__Exercise requirements__
Collect each line of the entries that holds the string "components".

__Stored rows__

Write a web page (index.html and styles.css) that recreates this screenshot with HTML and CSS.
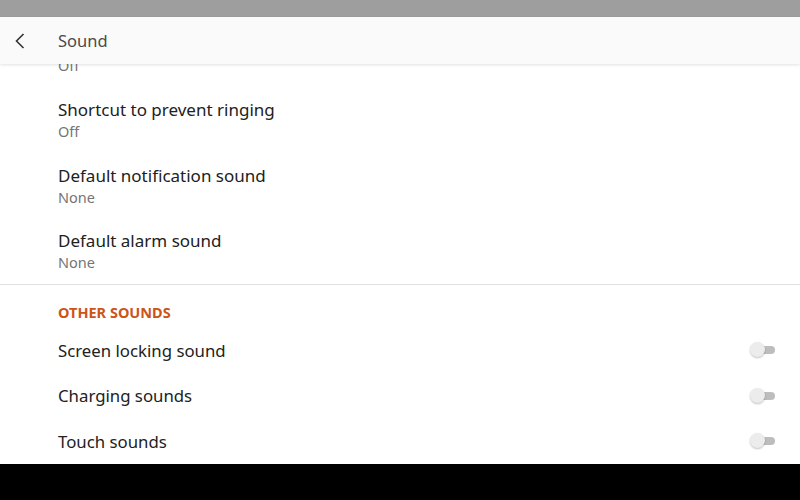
FILE: index.html
```html
<!DOCTYPE html>
<html>
<head>
    <title>Sound</title>
    <link rel="stylesheet" href="styles.css">
</head>
<body>
    <div class="screen">
        <div class="status-bar"></div>
        <div class="toolbar">
            <svg class="back" width="12" height="18" viewBox="0 0 12 18">
                <path d="M9.5 2 L2.5 9 L9.5 16" fill="none" stroke="#333" stroke-width="1.6"/>
            </svg>
            <span class="toolbar-title">Sound</span>
        </div>
        <div class="content">
            <div class="list">
                <div class="item item-partial">
                    <div class="item-sub">Off</div>
                </div>
                <div class="item">
                    <div class="item-title">Shortcut to prevent ringing</div>
                    <div class="item-sub">Off</div>
                </div>
                <div class="item">
                    <div class="item-title">Default notification sound</div>
                    <div class="item-sub">None</div>
                </div>
                <div class="item">
                    <div class="item-title">Default alarm sound</div>
                    <div class="item-sub">None</div>
                </div>
                <div class="divider"></div>
                <div class="section-header">OTHER SOUNDS</div>
                <div class="switch-row">
                    <span class="item-title">Screen locking sound</span>
                    <span class="switch"><span class="thumb"></span></span>
                </div>
                <div class="switch-row">
                    <span class="item-title">Charging sounds</span>
                    <span class="switch"><span class="thumb"></span></span>
                </div>
                <div class="switch-row">
                    <span class="item-title">Touch sounds</span>
                    <span class="switch"><span class="thumb"></span></span>
                </div>
            </div>
        </div>
        <div class="nav-bar"></div>
    </div>
</body>
</html>
```

FILE: styles.css
```css
body {
    margin: 0;
    font-family: "Noto Sans", "Open Sans", sans-serif;
    background: #000;
}
.screen {
    width: 800px;
    height: 500px;
    display: flex;
    flex-direction: column;
    overflow: hidden;
    background: #fff;
}
.status-bar {
    height: 17px;
    background: #9e9e9e;
    flex-shrink: 0;
}
.toolbar {
    height: 47px;
    background: #fafafa;
    display: flex;
    align-items: center;
    box-shadow: 0 1px 3px rgba(0, 0, 0, 0.12);
    position: relative;
    z-index: 1;
    flex-shrink: 0;
}
.back {
    margin-left: 14px;
    margin-right: 32px;
}
.toolbar-title {
    font-size: 16.5px;
    color: #4a4a4a;
    margin-top: -1px;
}
.content {
    flex: 1;
    overflow: hidden;
}
.list {
    margin-top: -10px;
}
.item {
    padding: 12px 58px 10px;
    height: 43.5px;
}
.item.item-partial {
    padding: 0 58px 10px;
    height: 23px;
}
.item-title {
    font-size: 17px;
    line-height: 21px;
    color: #212121;
}
.item-sub {
    font-size: 14.5px;
    line-height: 22px;
    color: #757575;
}
.divider {
    height: 1px;
    background: #e0e0e0;
}
.section-header {
    padding: 18px 58px 7px;
    font-size: 14.5px;
    line-height: 18px;
    font-weight: 700;
    color: #cc5418;
}
.switch-row {
    height: 45.5px;
    padding: 0 25px 0 58px;
    display: flex;
    align-items: center;
    justify-content: space-between;
}
.switch-row .item-title {
    font-size: 16.8px;
}
.switch {
    width: 24px;
    height: 8px;
    border-radius: 4px;
    background: #bdbdbd;
    position: relative;
}
.thumb {
    position: absolute;
    left: -1px;
    top: -4px;
    width: 15px;
    height: 15px;
    border-radius: 50%;
    background: #ececec;
    box-shadow: 0 1px 2px rgba(0, 0, 0, 0.25);
}
.nav-bar {
    height: 36px;
    background: #000;
    flex-shrink: 0;
}
```
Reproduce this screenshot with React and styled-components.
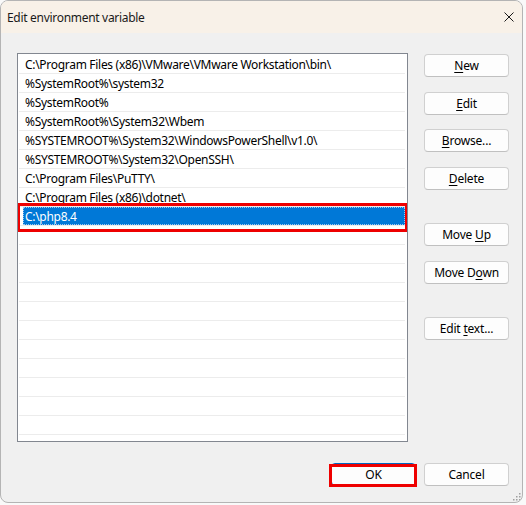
import React from "react";
import styled, { createGlobalStyle } from "styled-components";

const GlobalStyle = createGlobalStyle`
  html, body { margin: 0; padding: 0; background: #f9f9f9; }
  body { font-family: "Noto Sans", "Open Sans", sans-serif; color: #000; }
  * { box-sizing: border-box; }
`;

const Desktop = styled.div`
  width: 526px;
  height: 505px;
  display: flex;
  align-items: flex-start;
`;

const Window = styled.div`
  position: relative;
  width: 523px;
  height: 503px;
  border: 1px solid #b4b4b4;
  border-radius: 8px;
  overflow: hidden;
  background: #f0f0f0;
  display: flex;
  flex-direction: column;
`;

const TitleBar = styled.div`
  height: 32px;
  flex: none;
  background: #f8f1e8;
  display: flex;
  align-items: center;
  justify-content: space-between;
  padding: 0 7px 0 6px;
`;

const Title = styled.span`
  font-size: 12px;
  color: #1a1a1a;
  letter-spacing: -0.3px;
`;

const CloseButton = styled.span`
  width: 10px;
  height: 10px;
  display: flex;
  margin-right: 1px;
`;

const Body = styled.div`
  flex: 1;
  display: flex;
  flex-direction: column;
  padding: 20px 13px 0 16px;
`;

const Main = styled.div`
  display: flex;
  gap: 16px;
`;

const ListBox = styled.div`
  width: 391px;
  height: 389px;
  border: 1px solid #828790;
  background: #fff;
  overflow: hidden;
  padding: 1px 2px 0 1px;
`;

const Row = styled.div`
  height: 19px;
  border-bottom: 1px solid #ececec;
  padding-left: 4px;
  display: flex;
`;

const Label = styled.div`
  position: relative;
  flex: 1;
  height: 18px;
  line-height: 18px;
  padding: 1px 0 0 2px;
  font-size: 12px;
  letter-spacing: -0.3px;
  white-space: nowrap;
  color: ${(p) => (p.$selected ? "#fff" : "#000")};
  background: ${(p) => (p.$selected ? "#0078d7" : "transparent")};
  outline: ${(p) => (p.$selected ? "1px dotted #9fc7ee" : "none")};
  outline-offset: -1px;
`;

const RedMark = styled.span`
  position: absolute;
  top: ${(p) => p.$inset[0]}px;
  right: ${(p) => p.$inset[1]}px;
  bottom: ${(p) => p.$inset[2]}px;
  left: ${(p) => p.$inset[3]}px;
  border: 3px solid #ee0000;
  pointer-events: none;
`;

const ButtonColumn = styled.div`
  margin-top: 1px;
  display: flex;
  flex-direction: column;
  gap: 33.5px;
`;

const ButtonGroup = styled.div`
  display: flex;
  flex-direction: column;
  gap: 14.5px;
`;

const Button = styled.button`
  position: relative;
  width: 85px;
  height: 23px;
  padding: 0;
  font-family: inherit;
  font-size: 12px;
  letter-spacing: -0.2px;
  color: #000;
  background: #fdfdfd;
  border: 1px solid ${(p) => (p.$default ? "#0067c0" : "#d0d0d0")};
  border-bottom-color: ${(p) => (p.$default ? "#0067c0" : "#c0c0c0")};
  border-radius: 4px;
  display: flex;
  align-items: center;
  justify-content: center;
  u { text-decoration-thickness: 1px; text-underline-offset: 2px; }
`;

const Caption = styled.span`
  white-space: pre;
`;

const Footer = styled.div`
  margin-top: 21px;
  display: flex;
  justify-content: flex-end;
  gap: 8px;
`;

const Grip = styled.svg`
  position: absolute;
  right: 1px;
  bottom: 1px;
`;

const paths = [
  "C:\\Program Files (x86)\\VMware\\VMware Workstation\\bin\\",
  "%SystemRoot%\\system32",
  "%SystemRoot%",
  "%SystemRoot%\\System32\\Wbem",
  "%SYSTEMROOT%\\System32\\WindowsPowerShell\\v1.0\\",
  "%SYSTEMROOT%\\System32\\OpenSSH\\",
  "C:\\Program Files\\PuTTY\\",
  "C:\\Program Files (x86)\\dotnet\\",
  "C:\\php8.4",
];

const rows = [...paths, ...Array(12).fill("")];

export default function App() {
  return (
    <>
      <GlobalStyle />
      <Desktop>
        <Window>
          <TitleBar>
            <Title>Edit environment variable</Title>
            <CloseButton>
              <svg width="10" height="10" viewBox="0 0 10 10">
                <path d="M0.5 0.5 L9.5 9.5 M9.5 0.5 L0.5 9.5" stroke="#1a1a1a" strokeWidth="1" />
              </svg>
            </CloseButton>
          </TitleBar>
          <Body>
            <Main>
              <ListBox>
                {rows.map((text, i) => {
                  const selected = i === 8;
                  return (
                    <Row key={i}>
                      <Label $selected={selected}>
                        {text}
                        {selected && <RedMark $inset={[-4, -3, -7, -6]} />}
                      </Label>
                    </Row>
                  );
                })}
              </ListBox>
              <ButtonColumn>
                <ButtonGroup>
                  <Button><Caption><u>N</u>ew</Caption></Button>
                  <Button><Caption><u>E</u>dit</Caption></Button>
                  <Button><Caption><u>B</u>rowse...</Caption></Button>
                  <Button><Caption><u>D</u>elete</Caption></Button>
                </ButtonGroup>
                <ButtonGroup>
                  <Button><Caption>Move <u>U</u>p</Caption></Button>
                  <Button><Caption>Move D<u>o</u>wn</Caption></Button>
                </ButtonGroup>
                <ButtonGroup>
                  <Button><Caption>Edit <u>t</u>ext...</Caption></Button>
                </ButtonGroup>
              </ButtonColumn>
            </Main>
            <Footer>
              <Button $default>
                <Caption>OK</Caption>
                <RedMark $inset={[0, -2, -2, -3]} />
              </Button>
              <Button><Caption>Cancel</Caption></Button>
            </Footer>
          </Body>
          <Grip width="10" height="10" viewBox="0 0 10 10">
            {[[8, 2], [8, 5], [5, 5], [8, 8], [5, 8], [2, 8]].map(([x, y], i) => (
              <rect key={i} x={x} y={y} width="1.5" height="1.5" fill="#a0a0a0" />
            ))}
          </Grip>
        </Window>
      </Desktop>
    </>
  );
}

__Written reply__
Reproduce this screenshot with React and styled-components.
import styled, { createGlobalStyle } from "styled-components";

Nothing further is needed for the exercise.